With these sorts of conditionals, aimed at recognizing the liberties desired of faculty, it wouldn’t matter if the baseline form of the deal on inventions is a promise to assign or a present assignment of future inventions–because the scope of that commitment would be subject to change largely at the discretion of the individuals involved. One might also see that even with a present assignment to future inventions, in a federally funded agreement under the standard patent rights clause, the university is not on the other end of that present assignment until it obtains standing by electing to retain title and then invoking (f)(2) to trigger that present assignment, on the assumption the university will take title rather than direct that title elsewhere. And if the university does not elect to retain title, then it has no standing under (f)(2) except to see that title is conveyed at agency request, and the present assignment is totally out of scope and therefore does not operate to the benefit of the university–and something else had better be in place to ensure (f)(2) compliance for research employees to establish the government’s interest in their inventions. By the time one has a present assignment to future inventions that is merely conditional as to assignee–I hereby assign to anyone who has standing to be on the other end of this assignment, which may be nobody or may be myself–then one wonders if this kind of legal gesture has eaten its tail and does nothing really at all, for all its effort to transfer an equitable interest in future inventions.

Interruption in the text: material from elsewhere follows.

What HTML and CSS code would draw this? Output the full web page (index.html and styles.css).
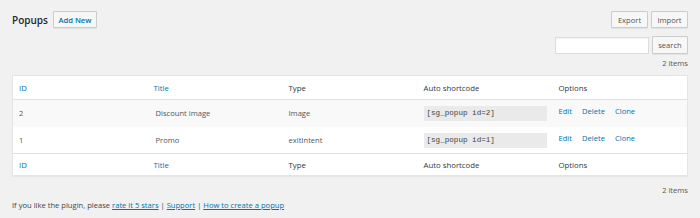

Thus, in dealing with the issues of Bayh-Dole, it does not appear to matter, really, whether universities use a promise to assign or a present assignment. The scope matters more than the form. And the flexibility of a promise may have advantages over always being the named assignee (one thinks, organizational conflict of interest, meeting the obligations of other sponsors and licensees). In a tornado view, the form doesn’t matter because a federal twister forces compliance by elevating any (f)(2) compliant written agreement to take precedence over any other agreement. So, again, even in the cruel world desired by some university patent administrators, changing to present assignments doesn’t do much.
What we ought to get out of Stanford v. Roche is a clear sense of whether Bayh-Dole represents a town view or a tornado view, whether federal research policy is to trump all private arrangements for invention or to work within and among those arrangements, following conventions already there. We ought to find out if the spirit of Bayh-Dole is that all research innovation should run through university offices, or only that research innovation that university offices have sufficient interest in to manage to their advantage. We ought to find out whether a quarter billion dollars of value rides on a technical detail in the law, like the meaning of the word “retain”, which then triggers a tornado to suck up rights, or whether Bayh-Dole has a generally clear effect of accepting and respecting private agreements, and providing universities with a role only when that role is available, whatever role a given university may choose to have, whether licensing for monopoly advantage or stimulating the formation of new markets with distributed power.